Jim Jupp is a producer, composer, and along with the graphic designer Julian House he co-owns the Ghost Box record label and manager of Belbury Music Publishing. He records as Belbury Poly.
Jupp also runs his own music publishing business and small run record label, Belbury Music

==Recording career==
Since 2004 he has recorded six albums for Ghost Box with Belbury Poly, and one album as Eric Zann and also records with Cate Brooks as The Belbury Circle. He has collaborated on Ghost Box singles and EPs with John Foxx, Pye Corner Audio, Spacedog, The Advisory Circle and Moon Wiring Club, Jupp has remixed work by Pye Corner Audio, The Advisory Circle, Moon Wiring Club, Bill Ryder-Jones, John Foxx, Mirrors, Bernard Fevre, The Memory Band, Sharron Kraus.
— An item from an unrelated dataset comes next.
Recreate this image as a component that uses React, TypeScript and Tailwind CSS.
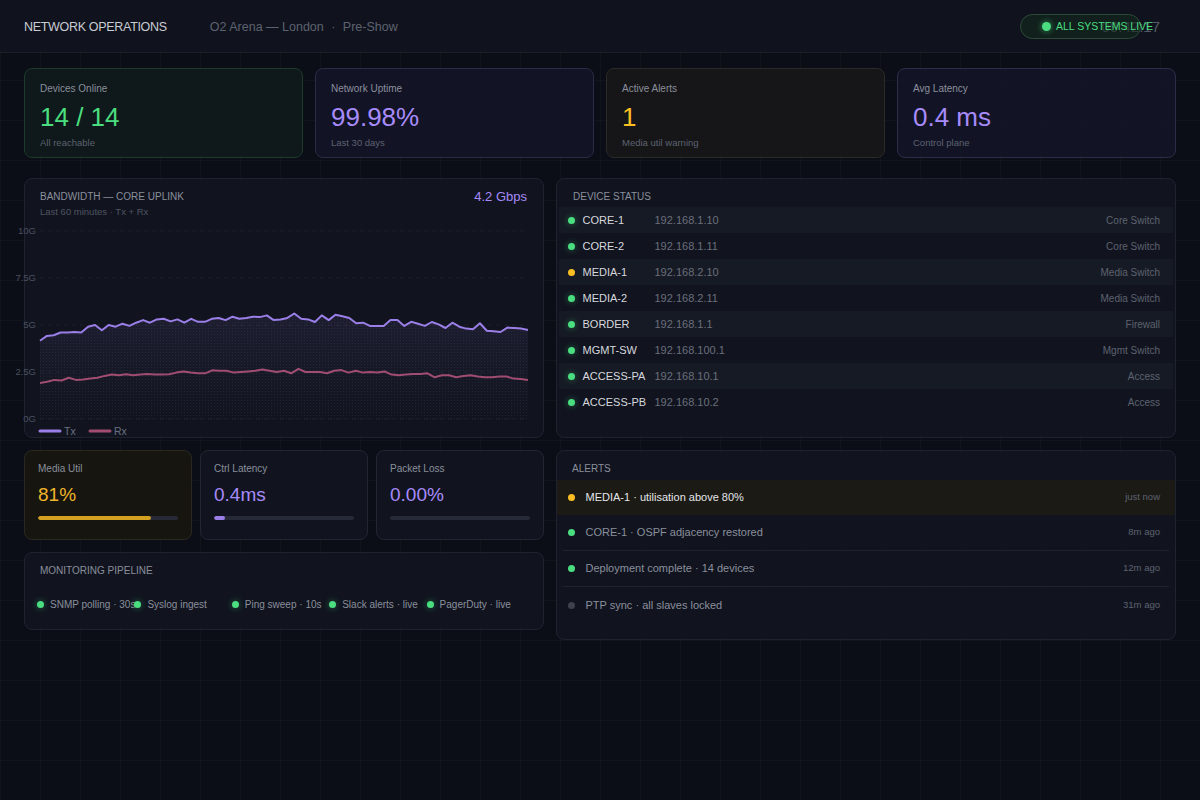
import React from 'react'

const tx = [
  4.16, 4.42, 4.46, 4.6, 4.6, 4.63, 4.6, 4.91, 5.0, 4.72, 5.0, 4.91, 5.07, 4.95, 5.12, 5.26, 5.12, 5.3, 5.33, 5.19,
  5.3, 5.12, 5.33, 5.17, 5.17, 5.33, 5.37, 5.26, 5.44, 5.33, 5.38, 5.44, 5.42, 5.51, 5.26, 5.3, 5.38, 5.61, 5.33, 5.3,
  5.16, 5.51, 5.26, 5.54, 5.47, 5.37, 5.09, 5.12, 4.95, 4.95, 4.95, 5.26, 5.26, 4.95, 5.17, 5.07, 4.95, 5.16, 5.03,
  4.84, 5.12, 4.91, 4.81, 4.77, 5.09, 4.69, 4.67, 4.63, 4.86, 4.84, 4.81, 4.74,
]

const rx = [
  1.92, 1.98, 2.08, 2.05, 2.19, 2.08, 2.1, 2.15, 2.19, 2.29, 2.36, 2.33, 2.38, 2.33, 2.36, 2.4, 2.36, 2.36, 2.38, 2.47,
  2.53, 2.47, 2.43, 2.43, 2.59, 2.57, 2.57, 2.47, 2.5, 2.53, 2.57, 2.64, 2.57, 2.5, 2.57, 2.43, 2.67, 2.5, 2.5, 2.5,
  2.43, 2.57, 2.6, 2.47, 2.57, 2.47, 2.5, 2.47, 2.53, 2.36, 2.33, 2.36, 2.4, 2.4, 2.43, 2.22, 2.33, 2.33, 2.22, 2.29,
  2.33, 2.26, 2.22, 2.22, 2.26, 2.26, 2.15, 2.12, 2.08,
]

const kpis = [
  { label: 'Devices Online', value: '14 / 14', sub: 'All reachable', card: 'bg-[#0f1a1b]/90 border-[#1d3a2b]', tone: 'text-[#4ade80]' },
  { label: 'Network Uptime', value: '99.98%', sub: 'Last 30 days', card: 'bg-[#131427]/90 border-[#2a2c45]', tone: 'text-[#a78bfa]' },
  { label: 'Active Alerts', value: '1', sub: 'Media util warning', card: 'bg-[#171718]/90 border-[#2a2a26]', tone: 'text-[#fbbf24]' },
  { label: 'Avg Latency', value: '0.4 ms', sub: 'Control plane', card: 'bg-[#131527]/90 border-[#2b2e48]', tone: 'text-[#a78bfa]' },
]

const devices = [
  { name: 'CORE-1', ip: '192.168.1.10', type: 'Core Switch', warn: false },
  { name: 'CORE-2', ip: '192.168.1.11', type: 'Core Switch', warn: false },
  { name: 'MEDIA-1', ip: '192.168.2.10', type: 'Media Switch', warn: true },
  { name: 'MEDIA-2', ip: '192.168.2.11', type: 'Media Switch', warn: false },
  { name: 'BORDER', ip: '192.168.1.1', type: 'Firewall', warn: false },
  { name: 'MGMT-SW', ip: '192.168.100.1', type: 'Mgmt Switch', warn: false },
  { name: 'ACCESS-PA', ip: '192.168.10.1', type: 'Access', warn: false },
  { name: 'ACCESS-PB', ip: '192.168.10.2', type: 'Access', warn: false },
]

const alerts = [
  { text: 'MEDIA-1 · utilisation above 80%', time: 'just now', dot: 'bg-[#fbbf24]', active: true },
  { text: 'CORE-1 · OSPF adjacency restored', time: '8m ago', dot: 'bg-[#4ade80]', active: false },
  { text: 'Deployment complete · 14 devices', time: '12m ago', dot: 'bg-[#4ade80]', active: false },
  { text: 'PTP sync · all slaves locked', time: '31m ago', dot: 'bg-[#3f424d]', active: false },
]

const pipeline = ['SNMP polling · 30s', 'Syslog ingest', 'Ping sweep · 10s', 'Slack alerts · live', 'PagerDuty · live']

const W = 488
const top = 8
const bottom = 196
const yOf = (g: number) => bottom - (g / 10) * (bottom - top)
const pts = (arr: number[]) => arr.map((g, i) => `${((i / (arr.length - 1)) * W).toFixed(1)},${yOf(g).toFixed(1)}`).join(' ')

const BandwidthChart = () => {
  const txPts = pts(tx)
  return (
    <svg width={W} height={214} className="overflow-visible block">
      <defs>
        <pattern id="dots" width="3" height="3" patternUnits="userSpaceOnUse">
          <rect width="1" height="1" fill="#ffffff" opacity="0.06" />
        </pattern>
        <linearGradient id="txfill" x1="0" y1="0" x2="0" y2="1">
          <stop offset="0%" stopColor="#a78bfa" stopOpacity="0.08" />
          <stop offset="100%" stopColor="#a78bfa" stopOpacity="0" />
        </linearGradient>
      </defs>
      {[10, 7.5, 5, 2.5, 0].map((g) => (
        <g key={g}>
          <line x1={0} x2={W} y1={yOf(g)} y2={yOf(g)} stroke="#ffffff" strokeOpacity="0.05" strokeDasharray="4 4" />
          <text x={-4} y={yOf(g) + 3} textAnchor="end" fontSize="9.5" fill="#4b5060" fontFamily="Liberation Sans, Arial, sans-serif">
            {g}G
          </text>
        </g>
      ))}
      <polygon points={`0,${bottom} ${txPts} ${W},${bottom}`} fill="url(#txfill)" />
      <polygon points={`0,${bottom} ${txPts} ${W},${bottom}`} fill="url(#dots)" />
      <polyline points={txPts} fill="none" stroke="#9b7fe8" strokeWidth="2" strokeLinejoin="round" />
      <polyline points={pts(rx)} fill="none" stroke="#a14d72" strokeWidth="2" strokeLinejoin="round" />
      <line x1={0} x2={20} y1={208} y2={208} stroke="#9b7fe8" strokeWidth="3" strokeLinecap="round" />
      <text x={24} y={211.5} fontSize="10.5" fill="#6b7080" fontFamily="Liberation Sans, Arial, sans-serif">Tx</text>
      <line x1={50} x2={70} y1={208} y2={208} stroke="#a14d72" strokeWidth="3" strokeLinecap="round" />
      <text x={74} y={211.5} fontSize="10.5" fill="#6b7080" fontFamily="Liberation Sans, Arial, sans-serif">Rx</text>
    </svg>
  )
}

const Dot = ({ warn }: { warn?: boolean }) => (
  <span
    className={`w-[7px] h-[7px] rounded-full shrink-0 ${
      warn ? 'bg-[#fbbf24]' : 'bg-[#4ade80] shadow-[0_0_5px_2px_rgba(74,222,128,0.18)]'
    }`}
  />
)

const MiniCard = ({ label, value, pct, warn }: { label: string; value: string; pct: number; warn?: boolean }) => (
  <div
    className={`rounded-lg border px-[13px] pt-[11px] pb-[14px] h-[90px] ${
      warn ? 'bg-[#17160f]/90 border-[#2a2820]' : 'bg-[#121520]/90 border-[#222633]'
    }`}
  >
    <div className="text-[10px] leading-[14px] text-[#8a8f9c]">{label}</div>
    <div className={`text-[19px] mt-[7px] leading-6 ${warn ? 'text-[#f0b429]' : 'text-[#a78bfa]'}`}>{value}</div>
    <div className="mt-[9px] h-[4px] rounded-full bg-[#262a36] overflow-hidden">
      <div className={`h-full rounded-full ${warn ? 'bg-[#d4a020]' : 'bg-[#9b7fe8]'}`} style={{ width: `${pct}%` }} />
    </div>
  </div>
)

export default function App() {
  return (
    <div
      className="min-h-screen w-full bg-[#0b0e16] text-gray-300 bg-[linear-gradient(to_right,rgba(255,255,255,0.022)_1px,transparent_1px),linear-gradient(to_bottom,rgba(255,255,255,0.022)_1px,transparent_1px)] bg-[size:40px_40px]"
      style={{ fontFamily: '"Liberation Sans", Arial, sans-serif' }}
    >
      <header className="relative h-[53px] pl-6 pr-[40px] flex items-center bg-[#11141d]/95 border-b border-[#1b1f2a]">
        <div className="text-[12.5px] font-medium text-[#c9ccd3] tracking-tight pt-[3px]">NETWORK OPERATIONS</div>
        <div className="ml-[43px] text-[12.5px] text-[#5d6270] pt-[3px]">
          O2 Arena — London <span className="mx-1">·</span> Pre-Show
        </div>
        <span className="ml-auto text-[15px] text-[#555a67] pt-[3px]">09:42:17</span>
        <div className="absolute left-[1020px] top-[14px] h-[25px] w-[121px] rounded-full border border-[#2b4a36] bg-[#132a1d]/60 flex items-center pl-[21px]">
          <span className="shrink-0 w-[9px] h-[9px] rounded-full bg-[#4ade80] shadow-[0_0_5px_2px_rgba(74,222,128,0.3)]" />
          <span className="ml-[5px] text-[10.5px] text-[#4ade80] whitespace-nowrap">ALL SYSTEMS LIVE</span>
        </div>
      </header>

      <main className="px-6 pt-[15px]">
        <div className="grid grid-cols-4 gap-3">
          {kpis.map((k) => (
            <div key={k.label} className={`rounded-lg border h-[90px] pl-[15px] pt-[13px] ${k.card}`}>
              <div className="text-[10px] leading-[14px] text-[#8a8f9c]">{k.label}</div>
              <div className={`text-[26px] leading-8 mt-[5px] ${k.tone}`}>{k.value}</div>
              <div className="text-[9.5px] text-[#5d6270] mt-[3px]">{k.sub}</div>
            </div>
          ))}
        </div>

        <div className="grid grid-cols-[520px_1fr] gap-3 mt-5">
          <div className="rounded-lg border border-[#1f2330] bg-[#121520]/90 h-[260px] pl-[15px] pr-4 pt-[11px]">
            <div className="flex justify-between items-start">
              <div>
                <div className="text-[10px] leading-[14px] text-[#8a8f9c]">BANDWIDTH — CORE UPLINK</div>
                <div className="text-[9.5px] leading-[12px] text-[#4f5361] mt-[2px]">Last 60 minutes · Tx + Rx</div>
              </div>
              <div className="text-[13px] leading-[14px] text-[#a78bfa]">4.2 Gbps</div>
            </div>
            <div className="mt-[5px]">
              <BandwidthChart />
            </div>
          </div>

          <div className="rounded-lg border border-[#1f2330] bg-[#121520]/90 h-[260px] px-[2px] pt-[11px]">
            <div className="text-[10px] leading-[14px] text-[#8a8f9c] px-[14px] mb-[3px]">DEVICE STATUS</div>
            {devices.map((d, i) => (
              <div
                key={d.name}
                className={`h-[26px] flex items-center pl-[8.5px] pr-[13px] ${i % 2 === 0 ? 'bg-[#161a24]' : ''}`}
              >
                <Dot warn={d.warn} />
                <span className="ml-[8px] w-[72px] text-[11px] text-[#d6d8de]">{d.name}</span>
                <span className="text-[11px] text-[#6a6f7c]">{d.ip}</span>
                <span className="ml-auto text-[10px] text-[#5d6270]">{d.type}</span>
              </div>
            ))}
          </div>
        </div>

        <div className="grid grid-cols-[520px_1fr] gap-3 mt-3 items-start">
          <div className="flex flex-col gap-3">
            <div className="grid grid-cols-3 gap-2">
              <MiniCard label="Media Util" value="81%" pct={81} warn />
              <MiniCard label="Ctrl Latency" value="0.4ms" pct={8} />
              <MiniCard label="Packet Loss" value="0.00%" pct={0} />
            </div>
            <div className="rounded-lg border border-[#1f2330] bg-[#121520]/90 h-[78px] pl-[15px] pr-4 pt-[11px]">
              <div className="text-[10px] leading-[14px] text-[#8a8f9c]">MONITORING PIPELINE</div>
              <div className="grid grid-cols-5 mt-[19px]">
                {pipeline.map((p) => (
                  <div key={p} className="flex items-center gap-[6px] whitespace-nowrap -ml-[3px]">
                    <Dot />
                    <span className="text-[10px] text-[#8a8f9c]">{p}</span>
                  </div>
                ))}
              </div>
            </div>
          </div>

          <div className="rounded-lg border border-[#1f2330] bg-[#121520]/90 h-[190px] pt-[11px]">
            <div className="text-[10px] leading-[14px] text-[#8a8f9c] px-[15px] mb-[4px]">ALERTS</div>
            {alerts.map((a) => (
              <div
                key={a.text}
                className={`flex items-center ${
                  a.active
                    ? 'h-[35px] bg-[#1b1a14] pl-[10.5px] pr-[15px]'
                    : 'h-[36px] mx-[6px] pl-[4.5px] pr-[9px] border-b border-[#1f2330] last:border-b-0'
                }`}
              >
                <span className={`shrink-0 w-[7px] h-[7px] rounded-full ${a.dot}`} />
                <span className={`ml-[11px] text-[11px] ${a.active ? 'text-[#e4e6ea]' : 'text-[#8a8f9c]'}`}>{a.text}</span>
                <span className="ml-auto text-[9.5px] text-[#5d6270]">{a.time}</span>
              </div>
            ))}
          </div>
        </div>
      </main>
    </div>
  )
}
The track "The Willows" taken from the first Belbury Poly album of the same name was reworked by Paul Weller as "Earth Beat" for his 2020 album On Sunset. The debut EP by Belbury Poly, Farmer's Angle was included in an Electronic Sound magazine feature, A History of Electronic Music in 75 Records.

==Musical influence==
In interviews Jupp has cited several influences including French soundtrack composer François de Roubaix, Harmonia, the BBC Radiophonic Workshop, Broadcast, Caravan and more generally Early Music, folk music, Krautrock, 1970s television soundtracks and electronic music of the 1960s and 1970s.